Families are not only a bond of blood, but also a web of broken expectations, unfulfilled dreams, and unhealed wounds.
( Maggie O'Farrell)
We are all creatures shaped by the context that welcomed us – or rejected us. But in Hoby Zhang, there is more than just a sociological observation: there is the painful and uninterrupted investigation of a torn interiority, which looks at itself as an unresolved question. Unlike many of his peers, Zhang does not point the finger outward, but plunges into the dark well of the subject, allowing pain to emerge as a form of knowledge. It is from this abyss that Xili, the young protagonist of the film, is born: a silent and seemingly meek presence, yet with a gaze full of enigmas. Her appearance is already framed from the very first shots as an enigma: she silently follows a school friend who enters a car too familiar – a scene that quietly opens the door to the unsaid.
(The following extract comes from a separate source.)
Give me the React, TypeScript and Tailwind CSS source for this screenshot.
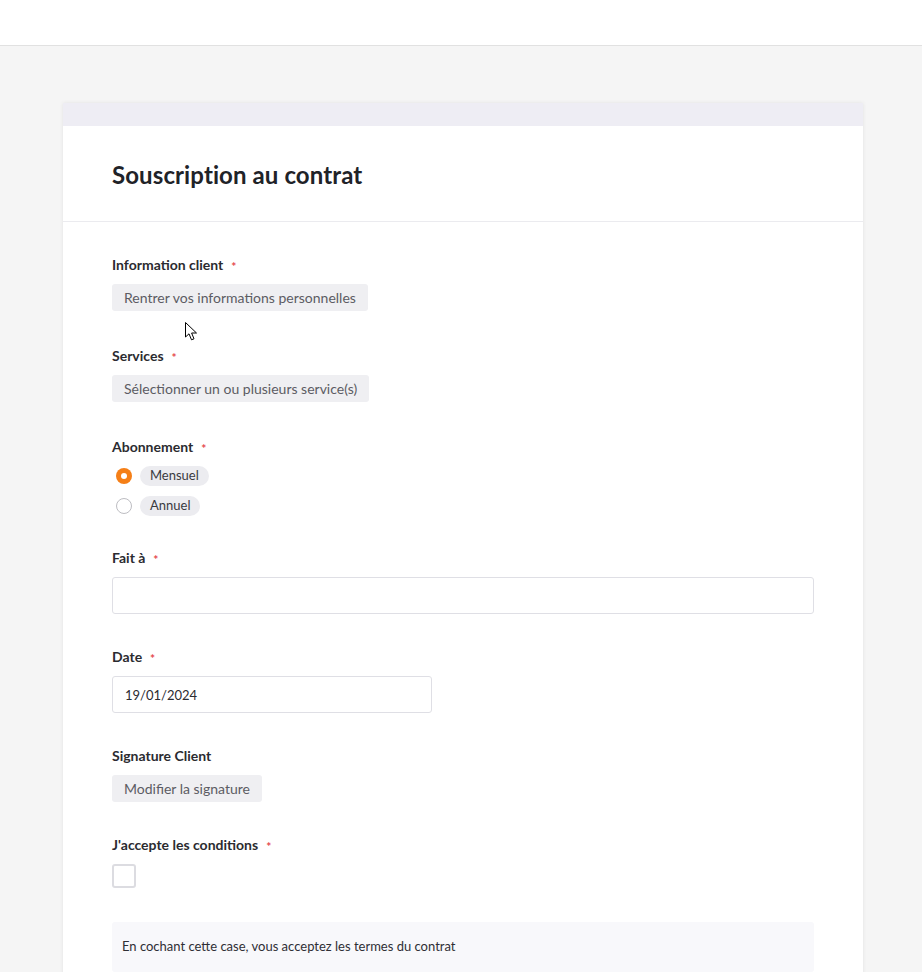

The film’s structure is intentionally fragmented, discontinuous, reflecting the disordered nature of memory and guilt. Xili, determined to help her boyfriend – a divorced director with a young daughter – finance his film, conceives a plan that is both an act of manipulation and a form of desperate redemption. She blackmails the friend, the secret lover of her father, triggering a chain of events that will bring her into direct conflict with her mother. Yet, her motivations remain elusive: is it the blind drive of someone who has lost their center, or a deliberate, almost sacrificial act to restore order to the original chaos of her existence?
Her father's face – always elusive, never truly present – becomes the symbol of original absence, of the lack that marks the young girl's entire existence. Xili grew up in a family that denied her being: placed in foster care as a child, then returned to a family that never truly recognized her as part of itself. Born only out of her father's desire, but never authentically loved, she remains imprisoned in an orphanhood that no relationship can ever fill. The mother is an opaque figure, a silent enemy, and the father, though her presumed ally, remains distant, intangible. Xili's desire for love thus materializes in a repeated failure: she seeks, in vain, from others – from the friend, the boyfriend, and from art – the sense she was never able to receive from those who should have given it to her first.
The film’s title evokes À l’ombre des jeunes filles en fleurs, the second volume of Proust’s Recherche, but in this Eastern variation, there is no nostalgia for the lost time, but rather the realization that what has been lost can no longer be repaired. The past is not a territory that can be revisited: it is a wound that pulses in the present and continues to shape the future.
The viewer is deliberately destabilized: the visual beauty of Wu Jianfeng’s cinematography – lush, almost painterly – is contrasted with sudden narrative shifts, twists that do not obey the logic of suspense, but rather the more subtle and uneasy logic of trauma. Xili lives in the double depth of consciousness: for her, betrayal, lies, and manipulation are the natural language of survival. But every gesture brings her inexorably closer to the void. There is no catharsis, nor liberation: only the accumulation of a sense of guilt that becomes the very substance of her identity.
The episodic structure of the film – divided into chapters, like a musical score – follows the broken trajectories of the soul. The music accompanying the images, The Well-Tempered Clavier by Bach, becomes a metaphor for an order that Xili can only contemplate, but never inhabit. The choice of this collection – preludes and fugues in all keys, composed "for the use of the musical youth eager to learn" – amplifies the contrast between the rigor of art and the disorder of life. In that fugue, Xili finds neither harmony nor resolution: her existence is entirely contained in the movement between notes, in the futile attempt to temper an original dissonance.
The blackmail orchestrated by Xili transforms into an act of defiance against a world that has failed to love her, a paradoxical attempt at redemption through guilt. But it is an act destined to fail because what was denied in childhood – love, care, recognition – cannot be compensated. Zhang’s work does not offer redemption, but a passage: perhaps only a new cycle, another time, can open a crack towards an existence that is more than mere survival.
In the meantime, the music continues. The fugue remains open, the prelude does not end. Bach and Proust, both masters of time and memory, observe from afar this small human drama unfolding in the space between what has been and what can never be.
Family is the place where we learn to live with our scars, even when no one sees them.